Selbst bei Vorliegen einer Patientenverfügung ist eine solche Frage manchmal nicht leicht zu beantworten, und ohne zuvor verfasste Patientenverfügung ist die Evaluation des mutmaßlichen Willens über die Angehörigen nicht selten aussichtslos. Viele Angehörige fühlen sich angesichts der Komplexität der Entscheidung schlichtweg überfordert [7].

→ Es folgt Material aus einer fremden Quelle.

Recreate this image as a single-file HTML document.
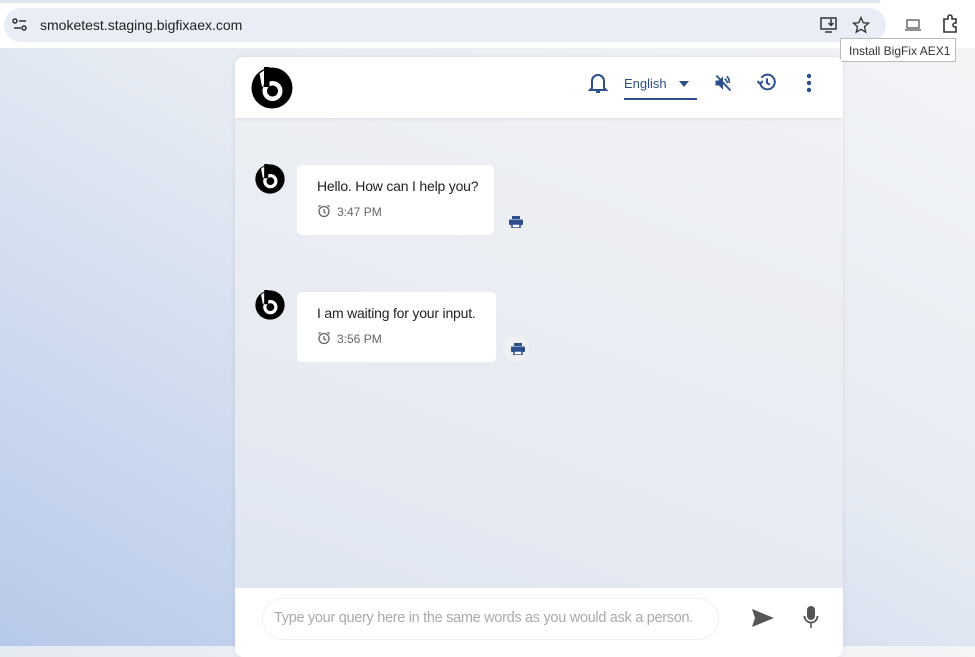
<!DOCTYPE html>
<html><head><meta charset="utf-8"><style>
*{margin:0;padding:0;box-sizing:border-box}
body{width:975px;height:646px;overflow:hidden;font-family:"Liberation Sans",sans-serif;position:relative;background:linear-gradient(210deg,#f4f5f7 0%,#e6ebf3 45%,#b7c9ea 100%)}
.top{position:absolute;left:0;top:0;width:975px;height:48px;background:#fff}
.top .line{position:absolute;left:0;top:0;width:880px;height:3px;background:#dfe6f3}
.addr{position:absolute;left:4px;top:8px;width:882px;height:34px;border-radius:17px;background:#e9eef6}
.addr .url{position:absolute;left:36px;top:9px;font-size:14px;color:#1f1f1f}
.tip{position:absolute;left:840px;top:38px;width:116px;height:24px;background:#fff;border:1px solid #bbb;font-size:12px;color:#333;padding:5px 0 0 8px}
.card{position:absolute;left:235px;top:57px;width:608px;height:600px;border-radius:8px;background:linear-gradient(200deg,#f1f2f5 0%,#e7ebf2 60%,#dde4f1 100%);overflow:hidden;box-shadow:0 0 6px rgba(0,0,0,.08)}
.hdr{position:absolute;left:0;top:0;width:608px;height:61px;background:#fff;box-shadow:0 1px 3px rgba(0,0,0,.08)}
.bub{position:absolute;background:#fff;border-radius:5px;font-size:14px;color:#222}
.bub .t{position:absolute;left:20px;top:13px;white-space:nowrap;letter-spacing:-0.2px}
.bub .tm{position:absolute;left:40px;top:40px;font-size:12px;color:#666}
.bub svg{position:absolute;left:20px;top:39px}
.ftr{position:absolute;left:0;top:531px;width:608px;height:80px;background:#fff}
.inp{position:absolute;left:27px;top:10px;width:457px;height:42px;border:1px solid #eef0f3;border-radius:21px;font-size:14.5px;letter-spacing:-0.3px;white-space:nowrap;color:#aaa;padding:11px 0 0 11px}
</style></head><body>
<svg width="0" height="0" style="position:absolute"><defs>
<symbol id="lg" viewBox="0 0 42 42"><circle cx="21" cy="21" r="20.5" fill="#000"/><circle cx="21.5" cy="24" r="10" fill="#fff"/><circle cx="21.5" cy="24" r="5.5" fill="#000"/><path d="M8.5 6.5 L13 3.5 L13 18 L11 20 Z" fill="#fff"/><rect x="13" y="0" width="5.5" height="20" fill="#000"/></symbol>
<symbol id="clk" viewBox="0 0 14 14"><circle cx="7" cy="7.5" r="5" fill="none" stroke="#666" stroke-width="1.3"/><path d="M7 5v3l2 1.2M1.5 3L3.5 1.2M12.5 3L10.5 1.2" fill="none" stroke="#666" stroke-width="1.3"/></symbol>
<symbol id="prn" viewBox="0 0 14 12"><rect x="3" y="0" width="8" height="3" fill="#2d4f8c"/><rect x="0" y="3.5" width="14" height="5.5" rx="1" fill="#2d4f8c"/><rect x="3" y="8" width="8" height="4" fill="#fff" stroke="#2d4f8c" stroke-width="1.5"/></symbol>
</defs></svg>
<div class="top"><div class="line"></div>
<div class="addr">
<svg style="position:absolute;left:8px;top:10px" width="16" height="14" viewBox="0 0 16 14" fill="none" stroke="#333" stroke-width="1.5"><circle cx="3" cy="3" r="2"/><line x1="7" y1="3" x2="14" y2="3"/><circle cx="12" cy="10" r="2"/><line x1="2" y1="10" x2="9" y2="10"/></svg>
<div class="url">smoketest.staging.bigfixaex.com</div>
<svg style="position:absolute;left:816px;top:8px" width="18" height="18" viewBox="0 0 18 18" fill="none" stroke="#333" stroke-width="1.5"><rect x="1" y="2" width="15" height="11"/><line x1="5" y1="16" x2="12" y2="16"/><path d="M11 3v6M8.5 7l2.5 2.5 2.5-2.5"/></svg>
<svg style="position:absolute;left:848px;top:8px" width="18" height="18" viewBox="0 0 24 24" fill="none" stroke="#333" stroke-width="1.8"><path d="M12 2l3 7 7 .6-5.3 4.6 1.6 7.3L12 17.8 5.7 21.5l1.6-7.3L2 9.6 9 9z"/></svg>
</div>
<svg style="position:absolute;left:904px;top:18px" width="18" height="14" viewBox="0 0 18 14" fill="none" stroke="#555" stroke-width="1.3"><rect x="3" y="2" width="12" height="8"/><line x1="1" y1="12" x2="17" y2="12"/></svg>
<svg style="position:absolute;left:941px;top:14px" width="20" height="20" viewBox="0 0 20 20" fill="none" stroke="#333" stroke-width="1.6"><path d="M3 5h4V3a2 2 0 014 0v2h4v4h-1a2 2 0 000 4h1v5H3z"/></svg>
</div>
<div class="tip">Install BigFix AEX1</div>

<div class="card">
<div class="hdr">
<svg style="position:absolute;left:16px;top:10px" width="42" height="42"><use href="#lg"/></svg>
<svg style="position:absolute;left:353px;top:15px" width="20" height="22" viewBox="0 0 20 22" fill="none" stroke="#2d4f8c" stroke-width="2"><path d="M4 16V9a6 6 0 0112 0v7l2 2H2z"/><path d="M8 20h4"/><path d="M10 2v1"/></svg>
<div style="position:absolute;left:389px;top:19px;font-size:13px;color:#2d4f8c">English</div>
<div style="position:absolute;left:444px;top:24px;border-left:5px solid transparent;border-right:5px solid transparent;border-top:6px solid #2d4f8c"></div>
<div style="position:absolute;left:389px;top:41px;width:73px;height:1.5px;background:#2d4f8c"></div>
<svg style="position:absolute;left:477px;top:16px" width="22" height="20" viewBox="0 0 24 24" fill="#2d4f8c"><path d="M3 9v6h4l5 5V4L7 9z"/><path d="M14 7a6 6 0 013 5M16.5 4a9 9 0 013 8" fill="none" stroke="#2d4f8c" stroke-width="2"/><path d="M4 3l17 18" stroke="#2d4f8c" stroke-width="2.2"/></svg>
<svg style="position:absolute;left:521px;top:14px" width="22" height="22" viewBox="0 0 24 24" fill="none" stroke="#2d4f8c" stroke-width="2.2"><path d="M4.5 12a8 8 0 108-8A8 8 0 006 7.5"/><path d="M1.5 11l3 3 3-3"/><path d="M12 8v5l3 2"/></svg>
<svg style="position:absolute;left:571px;top:16px" width="6" height="20" viewBox="0 0 6 20" fill="#2d4f8c"><circle cx="3" cy="3" r="2.2"/><circle cx="3" cy="10" r="2.2"/><circle cx="3" cy="17" r="2.2"/></svg>
</div>

<svg style="position:absolute;left:20px;top:107px" width="30" height="30"><use href="#lg"/></svg>
<div class="bub" style="left:62px;top:108px;width:197px;height:70px"><div class="t">Hello. How can I help you?</div><svg width="14" height="14"><use href="#clk"/></svg><div class="tm">3:47 PM</div></div>
<svg style="position:absolute;left:274px;top:159px" width="14" height="12"><use href="#prn"/></svg>

<svg style="position:absolute;left:20px;top:233px" width="30" height="30"><use href="#lg"/></svg>
<div class="bub" style="left:62px;top:235px;width:199px;height:70px"><div class="t">I am waiting for your input.</div><svg width="14" height="14"><use href="#clk"/></svg><div class="tm">3:56 PM</div></div>
<div style="position:absolute;left:268px;top:278px;width:26px;height:26px;border-radius:13px;background:#eef0f4"></div>
<svg style="position:absolute;left:276px;top:286px" width="14" height="12"><use href="#prn"/></svg>

<div class="ftr">
<div class="inp">Type your query here in the same words as you would ask a person.</div>
<svg style="position:absolute;left:516px;top:20px" width="24" height="20" viewBox="0 0 24 20" fill="#555"><path d="M1 1l22 9-22 9 3-9z"/></svg>
<svg style="position:absolute;left:568px;top:17px" width="16" height="24" viewBox="0 0 16 24" fill="#555"><rect x="4" y="1" width="8" height="14" rx="4"/><path d="M1.5 11a6.5 6.5 0 0013 0" fill="none" stroke="#555" stroke-width="1.8"/><rect x="7.2" y="17" width="1.6" height="6"/></svg>
</div>
</div>
</body></html>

Das DIVI-Positionspapier zu Therapiezieländerung und Therapiebegrenzung stellt einen großen Fortschritt zur Umsetzung praktizierter Ethik im intensivmedizinischen Alltag dar. Es enthebt uns alle und die gesellschaftlichen Verantwortungsträger allerdings nicht von der Aufgabe, sich beizeiten mit Fragen der Endlichkeit sowie dem persönlichen Lebens- und Sterbensentwurf zu befassen. Bemerkenswert ist, dass gerade in Zeiten der Hochleistungsmedizin das Thema Tod und Sterben derzeit zunehmend in den Blickpunkt von Mediendarstellungen und öffentlichen Diskussionen rückt. Das ist prinzipiell gut so – wünschenswert ist allerdings ein (leider nicht immer durchgängig eingehaltenes) hohes Niveau einer Beschäftigung mit diesem Thema. Dem Positionspapier der DIVI ist es gelungen, dieses existenzielle Thema sachlich und respektvoll aufzugreifen – nachahmenswert für andere Disziplinen der Medizin.